もともとは、「セッソンバンド コドモドラゴン」として、活動していた彼ら。
本格始動後、2枚のシングルをリリースしていますが、満を持して、アルバム作品をドロップ。
コンセプトにも表れている通り、非常に斬新な手法を取り込んでいるな、という印象です。
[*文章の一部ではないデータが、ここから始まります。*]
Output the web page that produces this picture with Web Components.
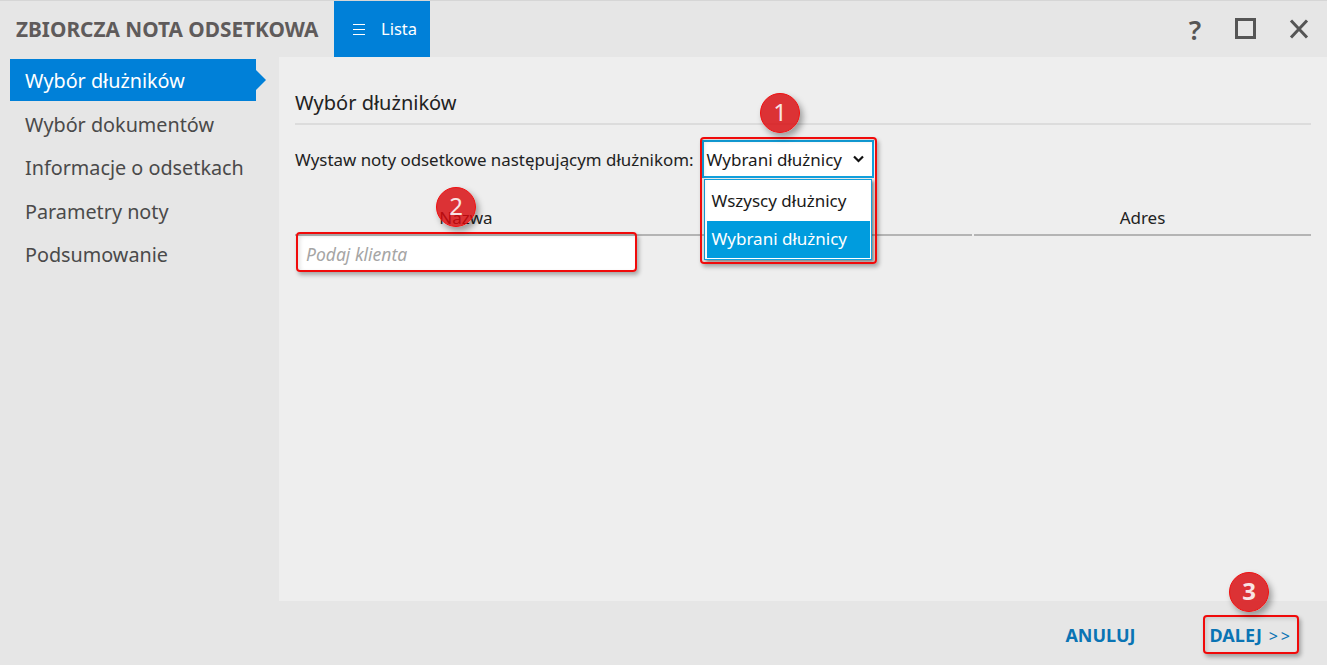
<!DOCTYPE html>
<html lang="pl">
<head>
<meta charset="utf-8">
<title>Zbiorcza nota odsetkowa</title>
<style>
  html, body { margin: 0; height: 100%; overflow: hidden; }
  body { font-family: "Noto Sans", "Open Sans", sans-serif; background: #eee; }
</style>
</head>
<body>
<app-window>
  <title-bar slot="top" heading="ZBIORCZA NOTA ODSETKOWA"></title-bar>
  <side-nav slot="side">
    <nav-item active>Wybór dłużników</nav-item>
    <nav-item>Wybór dokumentów</nav-item>
    <nav-item>Informacje o odsetkach</nav-item>
    <nav-item>Parametry noty</nav-item>
    <nav-item>Podsumowanie</nav-item>
  </side-nav>
  <debtor-page slot="main"></debtor-page>
  <footer-bar slot="bottom"></footer-bar>
</app-window>

<script>
class AppWindow extends HTMLElement {
  constructor() {
    super();
    this.attachShadow({ mode: "open" });
    this.shadowRoot.innerHTML = `
      <style>
        :host {
          display: grid;
          grid-template-columns: 279px 1fr;
          grid-template-rows: 57px 544px 64px;
          width: 1327px;
          height: 665px;
          background: #e6e6e6;
          position: relative;
          overflow: hidden;
        }
        .top { grid-column: 1 / 3; }
        .bottom { grid-column: 1 / 3; }
        .main { background: #eeeeee; min-width: 0; }
      </style>
      <div class="top"><slot name="top"></slot></div>
      <div><slot name="side"></slot></div>
      <div class="main"><slot name="main"></slot></div>
      <div class="bottom"><slot name="bottom"></slot></div>
    `;
  }
}

class TitleBar extends HTMLElement {
  constructor() {
    super();
    this.attachShadow({ mode: "open" });
  }
  connectedCallback() {
    this.shadowRoot.innerHTML = `
      <style>
        :host {
          display: flex;
          align-items: stretch;
          height: 57px;
          box-sizing: border-box;
          border-top: 1px solid #d6d6d6;
          padding-left: 16px;
          color: #5f5b5b;
        }
        h1 {
          margin: 0 15px 0 0;
          width: 303px;
          font-size: 20.8px;
          font-weight: 700;
          line-height: 56px;
          white-space: nowrap;
        }
        .list {
          display: flex;
          align-items: center;
          width: 96px;
          height: 56px;
          box-sizing: border-box;
          padding: 0 0 2px 19px;
          gap: 16px;
          background: #0080d8;
          color: #fff;
          font-size: 16.500px;
        }
        .list svg { flex: none; margin-top: 2px; }
        .tools {
          margin-left: auto;
          display: flex;
          align-items: center;
          padding-right: 17px;
        }
        .tools span { font-size: 27px; font-weight: 600; line-height: 1; color: #555; width: 22px; text-align: center; margin-right: 28px; }
        .tools svg + svg { margin-left: 32px; }
      </style>
      <h1>${this.getAttribute("heading")}</h1>
      <div class="list">
        <svg width="12" height="11" viewBox="0 0 12 11" stroke="#fff" stroke-width="1.2"><path d="M0 .500h12M0 5.500h12M0 10.500h12"/></svg>
        <span>Lista</span>
      </div>
      <div class="tools">
        <span>?</span>
        <svg width="22" height="22" viewBox="0 0 22 22" fill="none" stroke="#555" stroke-width="3"><rect x="2.500" y="1.500" width="18" height="18"/></svg>
        <svg width="22" height="22" viewBox="0 0 22 22" fill="none" stroke="#555" stroke-width="3"><path d="M3 2.500l16 17M19 2.500L3 19.500"/></svg>
      </div>
    `;
  }
}

class SideNav extends HTMLElement {
  constructor() {
    super();
    this.attachShadow({ mode: "open" });
    this.shadowRoot.innerHTML = `
      <style>
        :host { display: flex; flex-direction: column; padding: 2px 0 0 10px; gap: 1.500px; }
      </style>
      <slot></slot>
    `;
  }
}

class NavItem extends HTMLElement {
  constructor() {
    super();
    this.attachShadow({ mode: "open" });
    this.shadowRoot.innerHTML = `
      <style>
        :host {
          display: block;
          position: relative;
          width: 246px;
          height: 42px;
          box-sizing: border-box;
          padding-left: 15px;
          font-size: 19.800px;
          line-height: 43px;
          color: #4a4a4a;
          white-space: nowrap;
        }
        :host([active]) { background: #0080d8; color: #fff; }
        :host([active])::after {
          content: "";
          position: absolute;
          left: 100%;
          top: 11px;
          border-left: 10px solid #0080d8;
          border-top: 10px solid transparent;
          border-bottom: 10px solid transparent;
        }
      </style>
      <slot></slot>
    `;
  }
}

class DebtorPage extends HTMLElement {
  constructor() {
    super();
    this.attachShadow({ mode: "open" });
    this.shadowRoot.innerHTML = `
      <style>
        :host { display: block; padding: 31px 16px 0; color: #222; }
        h2 {
          margin: 0;
          height: 37px;
          font-size: 20px;
          font-weight: 400;
          line-height: 30px;
          border-bottom: 2px solid #dcdcdc;
          box-sizing: border-box;
          color: #222;
        }
        .row {
          display: flex;
          align-items: center;
          gap: 8px;
          height: 38px;
          margin-top: 15px;
          font-size: 16.900px;
          white-space: nowrap;
        }
        .cols {
          display: grid;
          grid-template-columns: 342px 335px 339px;
          margin-top: 27px;
          font-size: 17px;
          text-align: center;
        }
        .cols div { height: 31px; line-height: 26px; box-sizing: border-box; border-bottom: 2px solid #b4b4b4; }
        .cols div:last-child { margin-left: 2px; }
        .filter { margin: 0 0 0 3px; width: 337px; height: 35px; }
      </style>
      <h2>Wybór dłużników</h2>
      <div class="row">
        <span>Wystaw noty odsetkowe następującym dłużnikom:</span>
        <debtor-select></debtor-select>
      </div>
      <div class="cols"><div>Nazwa</div><div></div><div>Adres</div></div>
      <filter-input class="filter" placeholder="Podaj klienta"></filter-input>
      <step-badge style="left:436px;top:187px">2</step-badge>
      <step-badge style="left:760px;top:93px">1</step-badge>
      <red-frame style="left:296px;top:232px;width:341px;height:40px"></red-frame>
      <red-frame style="left:700px;top:137px;width:177px;height:127px"></red-frame>
    `;
  }
}

class DebtorSelect extends HTMLElement {
  constructor() {
    super();
    this.attachShadow({ mode: "open" });
    this.shadowRoot.innerHTML = `
      <style>
        :host {
          display: block;
          position: relative;
          flex: none;
          width: 172px;
          height: 38px;
          font-size: 17px;
          color: #1a1a1a;
        }
        .value {
          display: flex;
          align-items: center;
          justify-content: space-between;
          height: 38px;
          box-sizing: border-box;
          padding: 0 8px 0 3px;
          background: #fff;
          border: 2px solid #12a0dc;
        }
        .menu {
          position: absolute;
          left: 2px;
          top: 39px;
          width: 168px;
          height: 81px;
          box-sizing: border-box;
          background: #fff;
          border: 1px solid #12a0dc;
          padding: 2px 1px 2px 2px;
          box-shadow: 2px 2px 3px rgba(0,0,0,.45);
        }
        .opt { height: 39px; padding-left: 5px; line-height: 37px; }
        .opt.on { background: #009cde; color: #fff; height: 37px; line-height: 36px; }
      </style>
      <div class="value">
        <span>Wybrani dłużnicy</span>
        <svg width="11" height="8" viewBox="0 0 11 8" fill="none" stroke="#111" stroke-width="2.200"><path d="M1 1.500l4.500 4.500 4.500-4.500"/></svg>
      </div>
      <div class="menu">
        <div class="opt">Wszyscy dłużnicy</div>
        <div class="opt on">Wybrani dłużnicy</div>
      </div>
    `;
  }
}

class FilterInput extends HTMLElement {
  constructor() {
    super();
    this.attachShadow({ mode: "open" });
  }
  connectedCallback() {
    this.shadowRoot.innerHTML = `
      <style>
        :host {
          display: block;
          box-sizing: border-box;
          background: #fff;
          padding-left: 8px;
          line-height: 37px;
          font-size: 17.500px;
          font-style: italic;
          color: #a5a5a5;
        }
      </style>
      ${this.getAttribute("placeholder")}
    `;
  }
}

class StepBadge extends HTMLElement {
  constructor() {
    super();
    this.attachShadow({ mode: "open" });
    this.shadowRoot.innerHTML = `
      <style>
        :host {
          position: absolute;
          z-index: 5;
          width: 40px;
          height: 40px;
          box-sizing: border-box;
          border: 1.500px solid #f01010;
          border-radius: 50%;
          background: rgba(216, 8, 12, .82);
          color: #f8e4e4;
          font-size: 24px;
          line-height: 36px;
          text-align: center;
          box-shadow: 3px 4px 6px rgba(0,0,0,.35);
        }
      </style>
      <slot></slot>
    `;
  }
}

class RedFrame extends HTMLElement {
  constructor() {
    super();
    this.attachShadow({ mode: "open" });
    this.shadowRoot.innerHTML = `
      <style>
        :host {
          position: absolute;
          z-index: 4;
          box-sizing: border-box;
          border: 2px solid #f00a0a;
          border-radius: 4px;
          box-shadow: 2px 3px 4px rgba(0,0,0,.3), inset 2px 2px 4px rgba(0,0,0,.12);
          pointer-events: none;
        }
      </style>
    `;
  }
}

class FooterBar extends HTMLElement {
  constructor() {
    super();
    this.attachShadow({ mode: "open" });
    this.shadowRoot.innerHTML = `
      <style>
        :host {
          display: flex;
          justify-content: flex-end;
          align-items: center;
          gap: 74px;
          height: 64px;
          padding: 4px 34px 0 0;
          box-sizing: border-box;
          color: #0a74b4;
          font-size: 18px;
          font-weight: 700;
        }
        .more { font-weight: 400; letter-spacing: 3px; margin-left: 2px; font-size: 16px; }
      </style>
      <span>ANULUJ</span>
      <span>DALEJ <span class="more">&gt;&gt;</span></span>
      <step-badge style="left:1229px;top:572px">3</step-badge>
      <red-frame style="left:1203px;top:615px;width:96px;height:39px"></red-frame>
    `;
  }
}

customElements.define("app-window", AppWindow);
customElements.define("title-bar", TitleBar);
customElements.define("side-nav", SideNav);
customElements.define("nav-item", NavItem);
customElements.define("debtor-page", DebtorPage);
customElements.define("debtor-select", DebtorSelect);
customElements.define("filter-input", FilterInput);
customElements.define("step-badge", StepBadge);
customElements.define("red-frame", RedFrame);
customElements.define("footer-bar", FooterBar);
</script>
</body>
</html>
キラキラした同期や、ラウド風のノリも取り込んだミクスチャー。
文字にしてしまうと、今となっては陳腐な音楽に見えてしまう。
しかしながら、音使いにしても、構成にしても、その辺のバンドとは、一味違った感覚があるのですよ。

まず、とにかく展開が多い。
そして、それがいちいち複雑。
ラップ調のAメロ、ラウド調のBメロときて、サビでメロディアス・・・
そんな、よくあるミクスチャーを気取った形式主義の構成ではなく、次々と、まったく予想できない展開が待っている。
変拍子に、転調なんかもお茶の子さいさい。
これはなかなか、チャレンジ精神が旺盛ですね。

不規則な展開を詰め込んでいるので、難解と言えば難解。
失敗すると、自己満足になってしまう危険性も高い。
ところが、全体的に散りばめられたポップでアッパーな装飾により、とっつきにくさを緩和しているから面白い。
一見、キラキラ系に見えるルックスが、聴きやすそうな雰囲気作りに一役買っているのもあるのでしょう。
ギャップ、意外性が、プラスに機能していると思います。

残念なのは、「-empty-」。
これだけは、素直に聴くことができない。
展開そのものは、彼ららしく捻りに捻りを重ねた捉えどころのなさがあるのですが、そこから解放される、肝心のサビが、どこかで聴いたことがあるメロディ。
あぁ、T.M.Revolutionの「蒼い霹靂」と、まったく一緒だ・・・

メロディのフックが、一部分重なってしまうことなんて、もはや避けられない部分もある。
ただ、頭から終わりまで、ほぼメロディ運びが一緒で、アレンジも近いものがあるのだから、誰も気付かなかったなんてことはないだろうよ。
マイナーナンバーならともかく、全盛期のヒットシングルだしねぇ。

個人的には、この曲で萎えてしまったところは否めないのだけれど、総合的に期待感が大きいことには違いありません。
いまどき、こんなに捻くれた複雑な楽曲ばかり畳み掛けてくるバンドは珍しい。
見た目で避けている人もいるでしょうけれど、実は、音楽的にこだわりたい男性ファンなんかにもおススメ。
やっている音楽が浸透していけば、伸びしろは十分にありそうです。